§ **What is asked**:
Exact reproduction is required for the lines bounded by the one containing "Output the component" and the one containing "string; innerClassName?: string;", both bounds included. Print them without any pictures.

§ **Supplied entries**:
•••••
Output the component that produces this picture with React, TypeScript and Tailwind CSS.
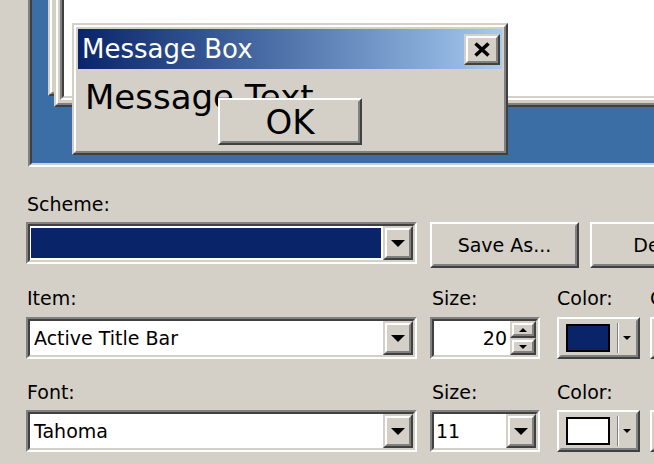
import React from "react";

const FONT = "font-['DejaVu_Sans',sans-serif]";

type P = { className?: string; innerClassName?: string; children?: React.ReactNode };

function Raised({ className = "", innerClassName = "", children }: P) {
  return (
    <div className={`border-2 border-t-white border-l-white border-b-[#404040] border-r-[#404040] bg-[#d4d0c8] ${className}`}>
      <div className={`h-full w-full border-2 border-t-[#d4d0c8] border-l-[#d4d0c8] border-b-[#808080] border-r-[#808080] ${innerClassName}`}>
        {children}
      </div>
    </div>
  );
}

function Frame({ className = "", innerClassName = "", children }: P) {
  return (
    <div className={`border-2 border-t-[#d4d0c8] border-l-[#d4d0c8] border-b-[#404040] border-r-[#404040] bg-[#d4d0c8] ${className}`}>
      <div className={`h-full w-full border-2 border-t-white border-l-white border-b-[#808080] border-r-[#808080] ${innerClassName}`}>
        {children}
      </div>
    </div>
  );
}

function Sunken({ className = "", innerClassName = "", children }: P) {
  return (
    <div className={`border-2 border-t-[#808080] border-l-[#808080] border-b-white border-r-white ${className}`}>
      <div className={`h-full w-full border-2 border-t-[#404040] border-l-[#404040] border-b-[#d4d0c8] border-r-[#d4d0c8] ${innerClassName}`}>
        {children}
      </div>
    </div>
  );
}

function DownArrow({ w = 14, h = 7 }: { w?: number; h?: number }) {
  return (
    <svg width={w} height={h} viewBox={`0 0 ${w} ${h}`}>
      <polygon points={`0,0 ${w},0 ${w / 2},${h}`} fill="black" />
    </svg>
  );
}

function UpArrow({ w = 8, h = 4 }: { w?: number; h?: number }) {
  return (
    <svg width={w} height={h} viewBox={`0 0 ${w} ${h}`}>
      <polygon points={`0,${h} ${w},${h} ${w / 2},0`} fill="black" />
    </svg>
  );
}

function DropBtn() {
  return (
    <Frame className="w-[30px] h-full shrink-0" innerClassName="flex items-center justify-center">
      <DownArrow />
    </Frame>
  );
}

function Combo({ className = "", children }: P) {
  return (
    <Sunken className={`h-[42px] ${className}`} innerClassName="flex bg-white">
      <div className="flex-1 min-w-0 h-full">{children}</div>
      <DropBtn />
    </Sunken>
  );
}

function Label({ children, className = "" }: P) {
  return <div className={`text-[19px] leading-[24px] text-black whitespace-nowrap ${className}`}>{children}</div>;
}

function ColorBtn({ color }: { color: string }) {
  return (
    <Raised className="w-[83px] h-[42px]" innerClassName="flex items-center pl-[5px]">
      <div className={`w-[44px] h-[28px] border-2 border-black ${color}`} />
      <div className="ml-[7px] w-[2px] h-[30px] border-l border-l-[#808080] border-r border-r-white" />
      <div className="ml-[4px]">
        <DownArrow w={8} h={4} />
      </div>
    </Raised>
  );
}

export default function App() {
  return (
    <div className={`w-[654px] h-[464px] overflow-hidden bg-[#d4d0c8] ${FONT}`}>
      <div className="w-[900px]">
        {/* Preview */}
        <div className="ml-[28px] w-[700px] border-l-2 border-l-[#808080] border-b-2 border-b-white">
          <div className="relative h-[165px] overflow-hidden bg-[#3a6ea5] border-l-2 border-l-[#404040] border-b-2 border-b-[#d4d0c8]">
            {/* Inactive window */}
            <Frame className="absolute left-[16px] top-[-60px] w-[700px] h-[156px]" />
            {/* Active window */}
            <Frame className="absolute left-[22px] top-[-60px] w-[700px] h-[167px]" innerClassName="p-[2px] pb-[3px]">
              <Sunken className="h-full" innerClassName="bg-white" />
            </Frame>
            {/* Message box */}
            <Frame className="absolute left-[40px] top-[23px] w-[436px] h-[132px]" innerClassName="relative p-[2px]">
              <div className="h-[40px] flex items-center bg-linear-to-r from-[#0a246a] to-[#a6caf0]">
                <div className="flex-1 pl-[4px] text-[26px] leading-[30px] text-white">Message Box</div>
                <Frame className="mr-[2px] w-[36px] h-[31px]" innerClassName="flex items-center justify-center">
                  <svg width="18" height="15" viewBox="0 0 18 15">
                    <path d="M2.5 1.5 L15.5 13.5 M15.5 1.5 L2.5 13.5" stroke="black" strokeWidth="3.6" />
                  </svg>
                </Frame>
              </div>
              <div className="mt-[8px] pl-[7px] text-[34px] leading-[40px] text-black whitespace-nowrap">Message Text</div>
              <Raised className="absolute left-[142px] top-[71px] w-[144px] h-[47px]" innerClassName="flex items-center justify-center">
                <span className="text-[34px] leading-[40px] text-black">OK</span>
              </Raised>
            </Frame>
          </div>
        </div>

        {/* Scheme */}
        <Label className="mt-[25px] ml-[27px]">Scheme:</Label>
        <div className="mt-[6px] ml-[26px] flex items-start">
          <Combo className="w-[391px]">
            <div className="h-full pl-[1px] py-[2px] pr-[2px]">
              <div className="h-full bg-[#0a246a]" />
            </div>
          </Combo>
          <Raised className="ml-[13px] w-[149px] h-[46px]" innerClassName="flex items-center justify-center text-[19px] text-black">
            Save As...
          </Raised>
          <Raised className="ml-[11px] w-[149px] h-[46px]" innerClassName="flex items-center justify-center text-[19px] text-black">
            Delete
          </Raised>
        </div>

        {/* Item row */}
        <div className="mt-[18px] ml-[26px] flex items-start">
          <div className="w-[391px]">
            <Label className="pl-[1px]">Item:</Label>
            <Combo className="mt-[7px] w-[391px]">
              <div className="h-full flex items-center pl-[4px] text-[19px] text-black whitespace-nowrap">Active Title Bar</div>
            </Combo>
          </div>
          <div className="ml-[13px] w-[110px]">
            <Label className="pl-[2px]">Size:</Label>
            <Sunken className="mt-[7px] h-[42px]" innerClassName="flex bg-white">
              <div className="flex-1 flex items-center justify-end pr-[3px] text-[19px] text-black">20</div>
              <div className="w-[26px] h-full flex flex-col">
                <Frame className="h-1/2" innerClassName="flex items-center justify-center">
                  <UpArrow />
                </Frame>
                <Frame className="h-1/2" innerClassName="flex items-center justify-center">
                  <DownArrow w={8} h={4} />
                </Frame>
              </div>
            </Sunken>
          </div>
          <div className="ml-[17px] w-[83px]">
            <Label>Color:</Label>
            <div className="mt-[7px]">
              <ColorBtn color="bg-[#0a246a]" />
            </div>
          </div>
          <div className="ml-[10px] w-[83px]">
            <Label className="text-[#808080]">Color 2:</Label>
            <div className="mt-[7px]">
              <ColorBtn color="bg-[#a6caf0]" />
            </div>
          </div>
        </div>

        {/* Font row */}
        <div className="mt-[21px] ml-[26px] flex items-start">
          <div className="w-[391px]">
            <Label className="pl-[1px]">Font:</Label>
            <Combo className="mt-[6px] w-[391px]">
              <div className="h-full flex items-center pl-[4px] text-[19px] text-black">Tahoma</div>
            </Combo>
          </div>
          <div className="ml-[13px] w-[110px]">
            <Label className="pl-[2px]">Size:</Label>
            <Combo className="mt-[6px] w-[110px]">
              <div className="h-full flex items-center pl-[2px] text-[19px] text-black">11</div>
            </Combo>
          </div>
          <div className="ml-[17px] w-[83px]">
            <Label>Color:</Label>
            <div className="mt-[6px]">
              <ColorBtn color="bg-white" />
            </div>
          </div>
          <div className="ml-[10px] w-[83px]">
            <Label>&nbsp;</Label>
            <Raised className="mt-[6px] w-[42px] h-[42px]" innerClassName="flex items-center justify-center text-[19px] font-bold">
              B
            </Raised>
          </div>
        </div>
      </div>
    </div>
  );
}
•••••
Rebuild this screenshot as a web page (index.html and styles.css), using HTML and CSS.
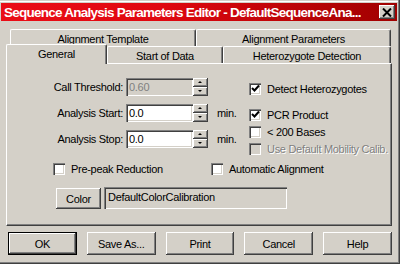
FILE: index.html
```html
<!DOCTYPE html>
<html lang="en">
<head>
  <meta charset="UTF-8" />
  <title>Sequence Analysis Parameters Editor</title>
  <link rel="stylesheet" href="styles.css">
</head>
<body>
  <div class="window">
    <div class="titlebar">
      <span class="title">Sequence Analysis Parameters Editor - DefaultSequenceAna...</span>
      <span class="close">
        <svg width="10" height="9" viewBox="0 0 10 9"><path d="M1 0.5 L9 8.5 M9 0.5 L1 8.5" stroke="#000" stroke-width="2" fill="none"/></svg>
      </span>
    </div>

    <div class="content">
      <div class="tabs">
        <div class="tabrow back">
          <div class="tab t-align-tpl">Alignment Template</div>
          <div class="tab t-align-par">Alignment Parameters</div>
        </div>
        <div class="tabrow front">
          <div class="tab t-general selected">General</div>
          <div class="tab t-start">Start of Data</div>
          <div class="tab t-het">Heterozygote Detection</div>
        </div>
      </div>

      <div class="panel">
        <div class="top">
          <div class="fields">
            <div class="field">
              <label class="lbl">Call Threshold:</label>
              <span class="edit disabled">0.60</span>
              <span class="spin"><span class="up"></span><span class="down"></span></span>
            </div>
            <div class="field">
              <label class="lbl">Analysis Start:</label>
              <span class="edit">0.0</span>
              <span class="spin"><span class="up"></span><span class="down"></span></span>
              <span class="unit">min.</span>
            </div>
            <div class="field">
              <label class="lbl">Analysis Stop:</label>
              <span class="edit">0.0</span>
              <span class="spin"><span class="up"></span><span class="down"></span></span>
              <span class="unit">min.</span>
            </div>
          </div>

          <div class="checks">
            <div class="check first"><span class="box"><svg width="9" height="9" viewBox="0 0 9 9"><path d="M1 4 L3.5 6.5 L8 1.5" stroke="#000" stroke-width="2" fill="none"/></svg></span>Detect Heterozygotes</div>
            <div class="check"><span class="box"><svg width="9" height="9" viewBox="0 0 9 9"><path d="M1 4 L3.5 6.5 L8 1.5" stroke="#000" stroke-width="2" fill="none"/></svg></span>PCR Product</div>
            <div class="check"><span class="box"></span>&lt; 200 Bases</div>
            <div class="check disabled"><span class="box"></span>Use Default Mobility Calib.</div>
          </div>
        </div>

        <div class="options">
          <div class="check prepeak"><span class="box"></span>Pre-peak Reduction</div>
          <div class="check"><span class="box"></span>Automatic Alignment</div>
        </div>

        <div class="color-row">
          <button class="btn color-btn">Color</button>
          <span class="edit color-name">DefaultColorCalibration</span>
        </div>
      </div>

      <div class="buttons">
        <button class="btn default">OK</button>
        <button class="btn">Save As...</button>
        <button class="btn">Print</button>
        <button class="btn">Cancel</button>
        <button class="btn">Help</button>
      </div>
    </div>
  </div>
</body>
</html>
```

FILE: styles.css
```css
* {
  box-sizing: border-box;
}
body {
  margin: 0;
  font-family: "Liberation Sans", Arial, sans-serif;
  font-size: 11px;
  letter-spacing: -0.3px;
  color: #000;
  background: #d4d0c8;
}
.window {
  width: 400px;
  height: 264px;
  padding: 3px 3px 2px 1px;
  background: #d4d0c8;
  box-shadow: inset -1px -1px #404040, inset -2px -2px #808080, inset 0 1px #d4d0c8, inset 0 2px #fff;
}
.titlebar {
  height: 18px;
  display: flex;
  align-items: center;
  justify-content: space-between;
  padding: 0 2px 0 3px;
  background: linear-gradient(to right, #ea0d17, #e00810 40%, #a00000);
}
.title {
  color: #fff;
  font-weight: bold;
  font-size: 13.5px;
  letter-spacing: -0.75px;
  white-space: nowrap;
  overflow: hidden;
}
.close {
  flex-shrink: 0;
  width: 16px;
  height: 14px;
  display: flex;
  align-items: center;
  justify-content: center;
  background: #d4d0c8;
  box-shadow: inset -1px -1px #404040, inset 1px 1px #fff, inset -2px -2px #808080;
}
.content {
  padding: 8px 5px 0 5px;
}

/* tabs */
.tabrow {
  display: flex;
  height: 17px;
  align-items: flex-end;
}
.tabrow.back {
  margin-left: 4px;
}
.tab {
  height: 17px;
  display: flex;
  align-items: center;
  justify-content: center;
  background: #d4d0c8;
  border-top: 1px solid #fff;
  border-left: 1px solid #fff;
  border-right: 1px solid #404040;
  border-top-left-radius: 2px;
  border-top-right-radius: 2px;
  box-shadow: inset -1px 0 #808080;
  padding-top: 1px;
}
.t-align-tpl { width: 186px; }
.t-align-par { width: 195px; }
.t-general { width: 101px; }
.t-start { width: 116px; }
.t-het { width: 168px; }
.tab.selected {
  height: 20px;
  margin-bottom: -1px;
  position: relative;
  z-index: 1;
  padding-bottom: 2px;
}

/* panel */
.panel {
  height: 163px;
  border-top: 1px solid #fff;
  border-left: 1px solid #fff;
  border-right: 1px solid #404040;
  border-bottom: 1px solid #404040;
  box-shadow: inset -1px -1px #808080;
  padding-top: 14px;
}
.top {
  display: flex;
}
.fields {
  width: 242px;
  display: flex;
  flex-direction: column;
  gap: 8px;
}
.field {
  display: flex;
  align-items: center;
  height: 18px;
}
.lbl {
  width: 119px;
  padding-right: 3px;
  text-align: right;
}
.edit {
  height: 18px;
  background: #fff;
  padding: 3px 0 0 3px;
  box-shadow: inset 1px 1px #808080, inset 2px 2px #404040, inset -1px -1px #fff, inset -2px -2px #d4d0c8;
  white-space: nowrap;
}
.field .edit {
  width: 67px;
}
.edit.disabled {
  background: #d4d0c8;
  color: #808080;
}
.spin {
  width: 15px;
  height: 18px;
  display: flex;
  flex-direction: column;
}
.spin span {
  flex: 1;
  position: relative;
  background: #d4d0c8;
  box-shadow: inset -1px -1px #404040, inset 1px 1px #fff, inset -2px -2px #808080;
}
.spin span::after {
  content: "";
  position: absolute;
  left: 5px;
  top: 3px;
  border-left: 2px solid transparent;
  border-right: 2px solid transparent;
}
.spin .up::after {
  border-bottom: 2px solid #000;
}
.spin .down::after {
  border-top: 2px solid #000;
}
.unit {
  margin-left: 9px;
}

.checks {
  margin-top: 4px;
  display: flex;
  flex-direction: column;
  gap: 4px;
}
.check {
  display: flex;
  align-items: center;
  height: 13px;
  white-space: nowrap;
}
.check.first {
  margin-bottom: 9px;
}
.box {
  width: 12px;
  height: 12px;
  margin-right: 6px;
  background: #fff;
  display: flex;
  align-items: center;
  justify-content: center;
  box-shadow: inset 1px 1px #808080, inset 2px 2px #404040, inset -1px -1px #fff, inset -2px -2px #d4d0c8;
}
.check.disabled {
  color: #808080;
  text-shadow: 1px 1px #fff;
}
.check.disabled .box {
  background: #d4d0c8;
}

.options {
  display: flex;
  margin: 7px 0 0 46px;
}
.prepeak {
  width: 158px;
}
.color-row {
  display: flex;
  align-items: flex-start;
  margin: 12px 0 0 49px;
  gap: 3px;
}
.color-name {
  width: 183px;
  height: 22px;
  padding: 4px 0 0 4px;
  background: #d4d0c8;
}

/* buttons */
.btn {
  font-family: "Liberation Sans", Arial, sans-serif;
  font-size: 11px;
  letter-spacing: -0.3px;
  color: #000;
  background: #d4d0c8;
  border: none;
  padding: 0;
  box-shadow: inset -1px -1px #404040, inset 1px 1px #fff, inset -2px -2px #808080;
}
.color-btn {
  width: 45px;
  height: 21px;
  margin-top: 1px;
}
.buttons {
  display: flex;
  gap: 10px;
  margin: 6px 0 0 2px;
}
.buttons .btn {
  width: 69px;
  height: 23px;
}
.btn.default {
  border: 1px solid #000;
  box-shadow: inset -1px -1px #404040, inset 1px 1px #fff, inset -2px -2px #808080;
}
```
•••••
§ **Solved exercise**:
Output the component that produces this picture with React, TypeScript and Tailwind CSS.
import React from "react";

const FONT = "font-['DejaVu_Sans',sans-serif]";

type P = { className?: string; innerClassName?: string; children?: React.ReactNode };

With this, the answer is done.